CFBMC is finding that farmers are increasingly interested in obtaining business management advice. Watson says, “Farmers cannot be all things at all times. We are seeing successful managers coming to this realization and recognizing the value in sourcing expertise to ensure their ‘management toolbox,’ as it were, is complete. Farmers then, need to have the right information available to make informed decisions about using farm business advisors, what to expect and how these services play into the grander scheme of farm business management. More and more, we’re seeing farmers must look outside of the advisory services immediately available to them (by geographical default), to obtain the expertise they seek or require.”

From Cunningham’s perspective, business management skills are key to a successful farm operation. “I was asked a question recently by a new prospect who said, ‘What are you looking for in a new client?’ We are looking for very capably managed operations with a high probability of success and profitability. And in that is the management component because we’re putting out a good deal of capital in a lot of cases, but we can’t be there every day, so we have to trust that their day-to-day management skills are going to carry them through making the tough decisions.”

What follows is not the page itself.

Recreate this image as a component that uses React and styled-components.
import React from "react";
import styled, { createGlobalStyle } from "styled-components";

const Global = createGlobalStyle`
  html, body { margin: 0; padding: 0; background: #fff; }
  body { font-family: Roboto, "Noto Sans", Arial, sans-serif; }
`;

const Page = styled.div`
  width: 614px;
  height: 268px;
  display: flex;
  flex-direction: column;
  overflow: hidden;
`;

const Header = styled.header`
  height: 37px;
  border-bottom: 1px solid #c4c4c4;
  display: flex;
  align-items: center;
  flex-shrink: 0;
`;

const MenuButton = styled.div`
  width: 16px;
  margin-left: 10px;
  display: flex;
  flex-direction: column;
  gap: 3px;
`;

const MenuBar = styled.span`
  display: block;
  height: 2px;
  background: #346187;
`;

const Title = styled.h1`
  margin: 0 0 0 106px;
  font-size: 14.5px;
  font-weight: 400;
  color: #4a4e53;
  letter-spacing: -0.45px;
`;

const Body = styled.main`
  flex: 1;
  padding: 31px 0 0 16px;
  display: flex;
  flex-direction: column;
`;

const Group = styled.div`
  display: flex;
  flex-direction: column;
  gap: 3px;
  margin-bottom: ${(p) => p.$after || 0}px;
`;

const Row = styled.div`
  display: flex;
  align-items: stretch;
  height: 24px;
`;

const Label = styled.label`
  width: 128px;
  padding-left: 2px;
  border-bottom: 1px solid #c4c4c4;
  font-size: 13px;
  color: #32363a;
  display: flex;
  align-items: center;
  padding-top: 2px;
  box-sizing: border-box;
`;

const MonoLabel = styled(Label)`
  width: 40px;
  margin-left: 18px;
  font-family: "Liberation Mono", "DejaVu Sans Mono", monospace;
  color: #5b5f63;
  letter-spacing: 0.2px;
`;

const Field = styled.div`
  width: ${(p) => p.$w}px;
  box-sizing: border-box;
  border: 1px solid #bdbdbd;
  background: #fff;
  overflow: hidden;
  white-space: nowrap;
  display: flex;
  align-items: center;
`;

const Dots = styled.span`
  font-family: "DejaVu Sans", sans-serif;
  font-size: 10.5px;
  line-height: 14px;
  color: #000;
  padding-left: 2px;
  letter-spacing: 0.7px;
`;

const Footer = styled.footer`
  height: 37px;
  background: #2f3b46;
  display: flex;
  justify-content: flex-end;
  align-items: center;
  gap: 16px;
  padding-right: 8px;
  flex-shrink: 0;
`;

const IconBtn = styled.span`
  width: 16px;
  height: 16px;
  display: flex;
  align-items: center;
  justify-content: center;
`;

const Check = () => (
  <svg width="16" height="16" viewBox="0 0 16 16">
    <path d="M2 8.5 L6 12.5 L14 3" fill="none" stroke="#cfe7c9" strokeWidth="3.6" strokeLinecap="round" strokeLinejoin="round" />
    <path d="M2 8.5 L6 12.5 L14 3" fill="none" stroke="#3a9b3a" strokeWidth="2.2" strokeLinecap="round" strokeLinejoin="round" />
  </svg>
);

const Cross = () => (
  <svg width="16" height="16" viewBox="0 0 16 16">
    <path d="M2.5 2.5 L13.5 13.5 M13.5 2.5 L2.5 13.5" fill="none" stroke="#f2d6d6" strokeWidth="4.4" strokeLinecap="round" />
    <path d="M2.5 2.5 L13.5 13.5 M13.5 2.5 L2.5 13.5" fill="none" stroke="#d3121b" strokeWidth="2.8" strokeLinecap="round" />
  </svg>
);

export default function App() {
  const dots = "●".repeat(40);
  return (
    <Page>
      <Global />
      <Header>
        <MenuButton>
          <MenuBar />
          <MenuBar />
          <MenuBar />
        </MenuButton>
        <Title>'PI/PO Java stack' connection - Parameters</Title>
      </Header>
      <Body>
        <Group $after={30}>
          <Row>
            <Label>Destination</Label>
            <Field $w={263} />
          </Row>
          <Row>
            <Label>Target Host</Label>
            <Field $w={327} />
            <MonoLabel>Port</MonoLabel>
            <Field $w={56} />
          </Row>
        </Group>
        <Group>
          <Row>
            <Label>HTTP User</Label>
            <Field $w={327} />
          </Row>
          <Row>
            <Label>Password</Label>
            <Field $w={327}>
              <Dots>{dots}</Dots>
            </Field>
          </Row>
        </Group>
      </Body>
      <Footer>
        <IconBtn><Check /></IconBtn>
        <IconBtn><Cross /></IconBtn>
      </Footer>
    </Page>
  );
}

He emphasizes, “My own opinion is the more information, the more analysis, the more experience that we can get into the agriculture industry, the better farm managers will be.”

But he notes, “There has to be the desire to manage better. When prices are high, and things are good, maybe that desire isn’t quite as strong. When everything is going badly, there seems to be a lot more interest in improving business management. I’d like to see that level out. The really good producers are the ones who are constantly moving forward at a steady pace with planning and forethought, and they’re using the resources and they are on top of it; they know their cost of production, they know what’s going on in the market, and they are well rounded.”